SECONDARY INSTABILITY IN 3-DIMENSIONAL MAGNETIC RECONNECTION

The transition to turbulence in three-dimensional reconnection of a magnetic neutral sheet is investigated. The transition can occur via a three-step process. First, the sheet undergoes the usual tearing instability. Second, the tearing mode saturates to form a two-dimensional quasisteady state. Third, this secondary equilibrium is itself ideally unstable when it is perturbed by three-dimensional disturbances. Most of this paper is devoted to the analysis and simulation of the three-dimensional linear stability properties of the two-dimensional saturated tearing layer.
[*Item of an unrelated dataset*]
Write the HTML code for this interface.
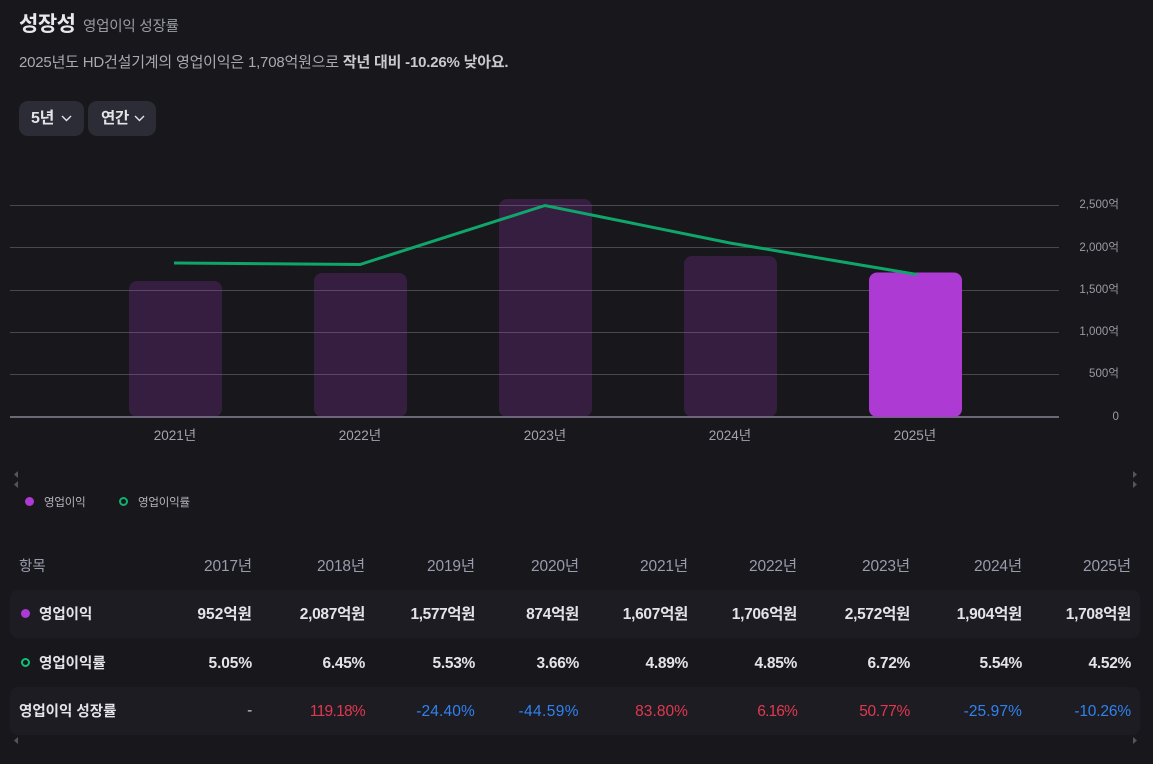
<!DOCTYPE html>
<html lang="ko"><head><meta charset="utf-8"><title>성장성</title>
<style>
html,body{margin:0;padding:0;background:#17171c;}
body{width:1153px;height:764px;position:relative;overflow:hidden;font-family:"Liberation Sans","Noto Sans CJK KR",sans-serif;color:#e4e4e8;}
.t{position:absolute;white-space:nowrap;line-height:20px;}
.r{text-align:right;width:110px;letter-spacing:-.3px;font-size:15.5px;}
.h{color:#9a9cae;font-weight:400;top:557px;letter-spacing:-.15px;}
.b{font-weight:700;color:#e4e4e8;}
.red{color:#e0394f;font-weight:400;top:702px;}
.blue{color:#3182f0;font-weight:400;top:702px;}
.rowbg{position:absolute;left:10px;width:1130px;height:48px;border-radius:8px;background:#1c1c22;}
.btn{position:absolute;top:101px;height:35px;border-radius:9px;background:#2b2c35;}
.ax{position:absolute;font-size:11.500px;color:#9b9ba3;text-align:right;width:60px;left:1059px;line-height:14px;letter-spacing:.05px;}
.xl{position:absolute;font-size:13.500px;color:#a3a3ab;text-align:center;width:80px;top:427px;line-height:18px;}
</style></head><body>
<div class="t" style="left:19px;top:12px;font-size:21px;font-weight:700;line-height:26px;color:#e8e8ec;letter-spacing:-.5px;">성장성</div>
<div class="t" style="left:83px;top:17px;font-size:14.500px;color:#9b9ba3;letter-spacing:-.2px;">영업이익 성장률</div>
<div class="t" style="left:19px;top:53px;font-size:15px;color:#a9a9b0;letter-spacing:-.2px;">2025년도 HD건설기계의 영업이익은 1,708억원으로 <b style="color:#c9c9ce">작년 대비 -10.26% 낮아요.</b></div>

<div class="btn" style="left:19px;width:65px;"></div>
<div class="btn" style="left:88px;width:68px;"></div>
<div class="t" style="left:31px;top:109px;font-size:16px;font-weight:700;color:#e4e4e8;letter-spacing:-.3px;">5년</div>
<div class="t" style="left:101px;top:109px;font-size:15.500px;font-weight:700;color:#e4e4e8;letter-spacing:-.3px;">연간</div>
<svg style="position:absolute;left:0;top:100px" width="170" height="36"><path d="M62 16l4.500 4.500 4.500-4.500M135 16l4.500 4.500 4.500-4.500" fill="none" stroke="#e4e4e8" stroke-width="1.400"/></svg>

<svg style="position:absolute;left:0;top:0" width="1153" height="500">
<g stroke="#48484e" stroke-width="1">
<path d="M10 205.500H1059M10 247.500H1059M10 290.500H1059M10 332.500H1059M10 374.500H1059"/>
</g>
<rect x="10" y="416" width="1049" height="2" fill="#6a6a74"/>
<g fill="#ad3bd3" fill-opacity=".2">
<path d="M129 417V289a8 8 0 0 1 8-8h77a8 8 0 0 1 8 8V409a8 8 0 0 1-8 8h-77a8 8 0 0 1-8-8z"/>
<path d="M314 417V281a8 8 0 0 1 8-8h77a8 8 0 0 1 8 8V409a8 8 0 0 1-8 8h-77a8 8 0 0 1-8-8z"/>
<path d="M499 417V207a8 8 0 0 1 8-8h77a8 8 0 0 1 8 8V409a8 8 0 0 1-8 8h-77a8 8 0 0 1-8-8z"/>
<path d="M684 417V264a8 8 0 0 1 8-8h77a8 8 0 0 1 8 8V409a8 8 0 0 1-8 8h-77a8 8 0 0 1-8-8z"/>
</g>
<path d="M869 417V280.500a8 8 0 0 1 8-8h77a8 8 0 0 1 8 8V409a8 8 0 0 1-8 8h-77a8 8 0 0 1-8-8z" fill="#ad3bd3"/>
<path d="M174 263L360 264.500L545 205.500L730 243L917 274.500" fill="none" stroke="#10a56a" stroke-width="3"/>
<g fill="#55555e">
<path d="M18 471l-4 3.500 4 3.500zM18 481l-4 3.500 4 3.500zM1133 471l4 3.500-4 3.500zM1133 481l4 3.500-4 3.500z"/>
</g>
</svg>

<div class="ax" style="top:198px">2,500억</div>
<div class="ax" style="top:241px">2,000억</div>
<div class="ax" style="top:283px">1,500억</div>
<div class="ax" style="top:325px">1,000억</div>
<div class="ax" style="top:367px">500억</div>
<div class="ax" style="top:410px">0</div>

<div class="xl" style="left:135px">2021년</div>
<div class="xl" style="left:320px">2022년</div>
<div class="xl" style="left:505px">2023년</div>
<div class="xl" style="left:690px">2024년</div>
<div class="xl" style="left:875px">2025년</div>

<div style="position:absolute;left:25px;top:497px;width:9px;height:9px;border-radius:50%;background:#ad3bd3"></div>
<div class="t" style="left:44px;top:493px;font-size:11.500px;color:#b4b4ba;letter-spacing:-.2px;">영업이익</div>
<div style="position:absolute;left:119px;top:497px;width:5px;height:5px;border-radius:50%;border:2px solid #0fb070"></div>
<div class="t" style="left:138px;top:493px;font-size:11.500px;color:#b4b4ba;letter-spacing:-.2px;">영업이익률</div>

<div class="t" style="left:19px;top:557px;font-size:14.500px;color:#9a9cae;">항목</div>
<div class="t r h" style="left:142px">2017년</div>
<div class="t r h" style="left:255px">2018년</div>
<div class="t r h" style="left:365px">2019년</div>
<div class="t r h" style="left:469px">2020년</div>
<div class="t r h" style="left:578px">2021년</div>
<div class="t r h" style="left:687px">2022년</div>
<div class="t r h" style="left:800px">2023년</div>
<div class="t r h" style="left:912px">2024년</div>
<div class="t r h" style="left:1021px">2025년</div>

<div class="rowbg" style="top:590px"></div>
<div class="rowbg" style="top:687px"></div>

<div style="position:absolute;left:21px;top:609px;width:9px;height:9px;border-radius:50%;background:#ad3bd3"></div>
<div class="t b" style="left:39px;top:605px;font-size:14.500px;">영업이익</div>
<div class="t r b" style="left:142px;top:605px;letter-spacing:.05px">952억원</div>
<div class="t r b" style="left:255px;top:605px">2,087억원</div>
<div class="t r b" style="left:365px;top:605px;letter-spacing:-.4px">1,577억원</div>
<div class="t r b" style="left:469px;top:605px">874억원</div>
<div class="t r b" style="left:578px;top:605px">1,607억원</div>
<div class="t r b" style="left:687px;top:605px">1,706억원</div>
<div class="t r b" style="left:800px;top:605px">2,572억원</div>
<div class="t r b" style="left:912px;top:605px">1,904억원</div>
<div class="t r b" style="left:1021px;top:605px">1,708억원</div>

<div style="position:absolute;left:21px;top:658px;width:5px;height:5px;border-radius:50%;border:2px solid #0fc07a"></div>
<div class="t b" style="left:39px;top:654px;font-size:14.500px;">영업이익률</div>
<div class="t r b" style="left:142px;top:654px;letter-spacing:-.1px">5.05%</div>
<div class="t r b" style="left:255px;top:654px">6.45%</div>
<div class="t r b" style="left:365px;top:654px">5.53%</div>
<div class="t r b" style="left:469px;top:654px">3.66%</div>
<div class="t r b" style="left:578px;top:654px">4.89%</div>
<div class="t r b" style="left:687px;top:654px">4.85%</div>
<div class="t r b" style="left:800px;top:654px">6.72%</div>
<div class="t r b" style="left:912px;top:654px">5.54%</div>
<div class="t r b" style="left:1021px;top:654px">4.52%</div>

<div class="t b" style="left:19px;top:702px;font-size:14.500px;">영업이익 성장률</div>
<div class="t r" style="left:142px;top:701px;color:#c9c9ce">-</div>
<div class="t r red" style="left:255px;letter-spacing:-.7px">119.18%</div>
<div class="t r blue" style="left:365px;letter-spacing:.15px">-24.40%</div>
<div class="t r blue" style="left:469px;letter-spacing:.4px">-44.59%</div>
<div class="t r red" style="left:578px;letter-spacing:.05px">83.80%</div>
<div class="t r red" style="left:687px;letter-spacing:-.85px">6.16%</div>
<div class="t r red" style="left:800px">50.77%</div>
<div class="t r blue" style="left:912px;letter-spacing:.1px">-25.97%</div>
<div class="t r blue" style="left:1021px;letter-spacing:-.15px">-10.26%</div>

<svg style="position:absolute;left:0;top:730px" width="1153" height="20"><path d="M18 7l-4 3.500 4 3.500zM1133 7l4 3.500-4 3.500z" fill="#55555e"/></svg>
</body></html>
The numerical simulations are performed with a semi-implicit, pseudospectral-Fourier collocation algorithm. A three-dimensional secondary linear instability that grows on the ideal time scale is identified. An examination of the modal energetics reveals that the largest energy transfer is from the mean field to the three-dimensional field, with the two-dimensional field acting as a catalyst. Results of some high-resolution, fully nonlinear calculations that provide insight into the complete evolution of the system are then presented. During the nonlinear phase, the modes with structure in the third dimension are, in general, more energetic than the purely two-dimensional modes. The evolution is interpreted as being due to a kinking of flux tubes formed during the initial two-dimensional tearing stage. The system reorganizes itself turbulently into a new three-dimensional quasisteady state, which, however, dissipates much more energy than the two-dimensional saturated state. The present work has important implications for a wide range of astrophysical processes that are believed to involve rapid magnetic energy release.